2.2       On 5 May 1991, the author filed an application for review to declare invalid the 1975 decision of the Tribunal de Honor and thus declare null and void the act by which he was dismissed. He further filed an administrative complaint (Recurso Contencioso Disciplinar Militar) with the Supreme Court (Tribunal Supremo), requesting a declaratory judgment to the effect that the Tribunal de Honor had been invalidly established and therefore any decision it issued would also be null and void.


2.3       On 30 May 1994, the Military Chamber of the Supreme Court (Sala de lo Militar) dismissed the case on the grounds that the conditions of articles 47 and 109 of the law governing administrative procedures for the revision of final (judicial) decisions had not been met. The judgment further held that the author's appeal was barred by the relevant statutes of limitations, since the deadline for filing the appeal had begun to run from the date of establishment of the Constitutional Court (1981); two judges of the Supreme Court appended dissenting opinions to the judgment of 30 May 1994.




3.1       The author contends that the Supreme Court judgments issued in 1992 and 1994, which confirm the judgment of the Tribunal de Honor, constitute violations of the following provisions of the Covenant: articles 3; 7; 14, paragraphs 1, 2, 3,(a) to (e), and 5; 17; and 26, and refers to his previous communication, in substantiation of his claim.


3.2       The author states that this new communication, though relating to the same facts, is different from communication N 467/1991, whose facts had been submitted to the European Commission of Human Rights. He claims, in this respect, that the object of the present communication is the violation of his rights by the judgments issued by the Supreme Court on 5 May 1992 and 30 May 1994. The author emphasizes this fact, lest the State party contend anew that the Human Rights Committee is precluded from analysing the communication because it has already been submitted to another procedure of international investigation or settlement.




4.1       Before considering any claims contained in a communication, the Human Rights Committee must, in accordance with rule 87 of its rules of procedure, decide whether or not it is admissible under the Optional Protocol to the Covenant.


4.2       The Committee observes that while it cannot consider facts occurred in 1975 prior to the entry into force of the Covenant for Spain (27 July 1977) it can ascertain whether the procedural guarantees were observed during the 1992 and 1994 proceedings.

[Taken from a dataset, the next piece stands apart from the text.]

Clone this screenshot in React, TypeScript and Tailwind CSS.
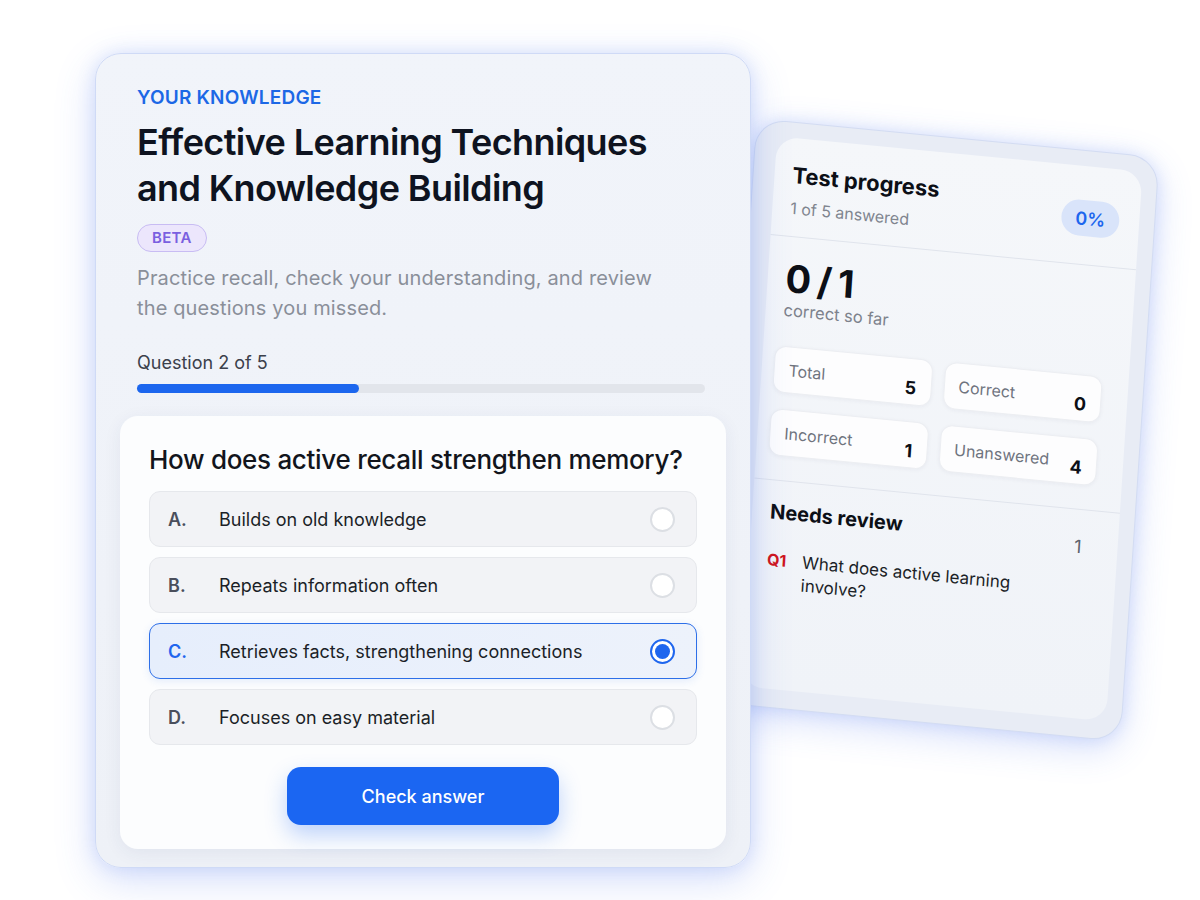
import React from "react";

const FONT = { fontFamily: "Inter, 'Noto Sans', sans-serif" };

const options = [
  { key: "A", text: "Builds on old knowledge" },
  { key: "B", text: "Repeats information often" },
  { key: "C", text: "Retrieves facts, strengthening connections", selected: true },
  { key: "D", text: "Focuses on easy material" },
];

const stats = [
  { label: "Total", value: 5 },
  { label: "Correct", value: 0 },
  { label: "Incorrect", value: 1 },
  { label: "Unanswered", value: 4 },
];

function Radio({ checked }: { checked?: boolean }) {
  if (checked) {
    return (
      <span className="flex h-[25px] w-[25px] items-center justify-center rounded-full border-2 border-[#1f66ee] bg-white">
        <span className="h-[15px] w-[15px] rounded-full bg-[#1f66ee]" />
      </span>
    );
  }
  return <span className="h-[25px] w-[25px] rounded-full border-2 border-[#dcdfe4] bg-white" />;
}

function QuizCard() {
  return (
    <div className="relative z-10 flex h-[815px] w-[656px] shrink-0 flex-col rounded-[26px] border border-[#cfdaf6] bg-gradient-to-b from-[#f1f4fa] to-[#eef1f7] shadow-[0_12px_40px_rgba(70,110,235,0.22),0_0_18px_rgba(90,130,240,0.18)]">
      <div className="px-[41px] pr-[45px] pt-[32px]">
        <div className="text-[19px] font-semibold leading-[24px] tracking-[0.2px] text-[#1c68e6]">YOUR KNOWLEDGE</div>
        <h1 className="mt-[9px] text-[36px] font-semibold leading-[46px] tracking-[-0.6px] text-[#0e1320]">
          Effective Learning Techniques
          <br />
          and Knowledge Building
        </h1>
        <div className="mt-[13px] flex">
          <span className="flex h-[28px] items-center rounded-full border border-[#c8bcf3] bg-[#ece6fc] px-[14px] text-[15px] font-semibold tracking-[0.3px] text-[#7a5fe0]">
            BETA
          </span>
        </div>
        <p className="mt-[11px] max-w-[540px] text-[20px] leading-[30px] tracking-[0.14px] text-[#8a8f99]">
          Practice recall, check your understanding, and review the questions you missed.
        </p>
        <div className="mt-[28px] text-[18px] leading-[24px] text-[#3b404b]">Question 2 of 5</div>
        <div className="mt-[9px] h-[9px] w-full rounded-full bg-[#e2e5eb]">
          <div className="h-full w-[39%] rounded-full bg-[#1c66ee]" />
        </div>
      </div>

      <div className="mx-[24px] mb-[19px] mt-[23px] flex flex-1 flex-col rounded-[18px] bg-[#fcfdfe] px-[29px] pb-[24px] pt-[27px] shadow-[0_4px_18px_rgba(40,60,110,0.07)]">
        <h2 className="text-[26px] font-medium leading-[34px] tracking-[-0.3px] text-[#12151c]">
          How does active recall strengthen memory?
        </h2>
        <div className="mt-[14px] flex flex-col gap-[10px]">
          {options.map((o) => (
            <div
              key={o.key}
              className={
                o.selected
                  ? "flex h-[56px] items-center rounded-[11px] border-[1.5px] border-[#2d6fe8] bg-gradient-to-r from-[#e6eefc] to-[#edf2fb] pl-[18px] pr-[21px] shadow-[0_2px_8px_rgba(45,111,232,0.12)]"
                  : "flex h-[56px] items-center rounded-[11px] border border-[#e6e8ec] bg-[#f2f3f6] pl-[18px] pr-[21px]"
              }
            >
              <span
                className={
                  o.selected
                    ? "w-[51px] text-[18px] font-semibold text-[#1f66ee]"
                    : "w-[51px] text-[18px] font-semibold text-[#4a4f5c]"
                }
              >
                {o.key}.
              </span>
              <span className="flex-1 text-[18px] text-[#1b1f27]">{o.text}</span>
              <Radio checked={o.selected} />
            </div>
          ))}
        </div>
        <div className="mt-[22px] flex justify-center">
          <button className="h-[58px] w-[272px] rounded-[14px] bg-[#1b66f2] text-[18px] font-medium text-white shadow-[0_10px_22px_rgba(27,102,242,0.28)]">
            Check answer
          </button>
        </div>
      </div>
    </div>
  );
}

function ProgressCard() {
  return (
    <div className="relative z-0 -ml-[15px] mt-[84px] h-[586px] w-[405px] shrink-0 rounded-[30px] border border-[#d3dcf2] bg-[#e8ecf5] pb-[18px] pl-[21px] pr-[15px] pt-[15px] shadow-[0_10px_36px_rgba(70,110,235,0.22),0_0_16px_rgba(90,130,240,0.18)] [transform:rotate(3.8deg)_skewY(1.7deg)]">
      <div className="flex h-full flex-col rounded-[22px] bg-gradient-to-b from-[#f5f7fa] to-[#f0f3f8]">
        <div className="flex items-center justify-between pb-[17px] pl-[18px] pr-[20px] pt-[23px]">
          <div>
            <div className="text-[22px] font-bold leading-[28px] text-[#0c0f16]">Test progress</div>
            <div className="mt-[8px] text-[16px] leading-[22px] text-[#80858f]">1 of 5 answered</div>
          </div>
          <span className="flex h-[36px] w-[58px] items-center justify-center rounded-full bg-[#d9e4fa] text-[18px] font-semibold text-[#1c66ee]">
            0%
          </span>
        </div>
        <div className="border-t border-[#e0e4ec] pb-[24px] pl-[18px] pr-[22px] pt-[21px]">
          <div className="text-[38px] font-bold leading-[40px] tracking-[-1.5px] text-[#0c0f16]">0 / 1</div>
          <div className="mt-[2px] text-[16.5px] leading-[20px] text-[#7d828c]">correct so far</div>
          <div className="-ml-[6px] mr-[4px] mt-[26px] grid grid-cols-2 gap-x-[12px] gap-y-[16px]">
            {stats.map((s) => (
              <div
                key={s.label}
                className="flex h-[47px] items-center justify-between rounded-[12px] border border-[#eceef2] bg-[#fdfdfe] px-[14px] shadow-[0_1px_4px_rgba(30,40,70,0.05)]"
              >
                <span className="text-[16px] text-[#6f747e]">{s.label}</span>
                <span className="mt-[12px] text-[18px] font-bold text-[#0c0f16]">{s.value}</span>
              </div>
            ))}
          </div>
        </div>
        <div className="border-t border-[#e0e4ec] pl-[18px] pr-[36px] pt-[17px]">
          <div className="flex items-start justify-between">
            <div className="text-[20px] font-bold leading-[28px] text-[#0c0f16]">Needs review</div>
            <div className="pt-[9px] text-[18px] leading-[22px] text-[#5d626c]">1</div>
          </div>
          <div className="mt-[20px] flex gap-[16px]">
            <span className="text-[16px] font-bold leading-[22px] text-[#d0141c]">Q1</span>
            <span className="max-w-[230px] text-[17px] leading-[23px] text-[#1b1f27]">
              What does active learning involve?
            </span>
          </div>
        </div>
      </div>
    </div>
  );
}

export default function App() {
  return (
    <div className="flex min-h-[900px] items-start bg-white pl-[95px] pt-[53px]" style={FONT}>
      <QuizCard />
      <ProgressCard />
    </div>
  );
}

4.3       The Committee has examined the judgments of the Spanish Supreme Court of 5 May 1992 and 30 May 1994. These judgments reveal that the author's arguments were considered by the Court. However, the author has not substantiated his claim that the Court acted arbitrarily or that it discriminated against him. Therefore, the Committee concludes that the communication is inadmissible under article 2 of the Optional Protocol.


5.         The Human Rights Committee therefore decides:


(a)        that the communication is inadmissible;


(b)       that this decision shall be communicated to the author and, for information, to the State party.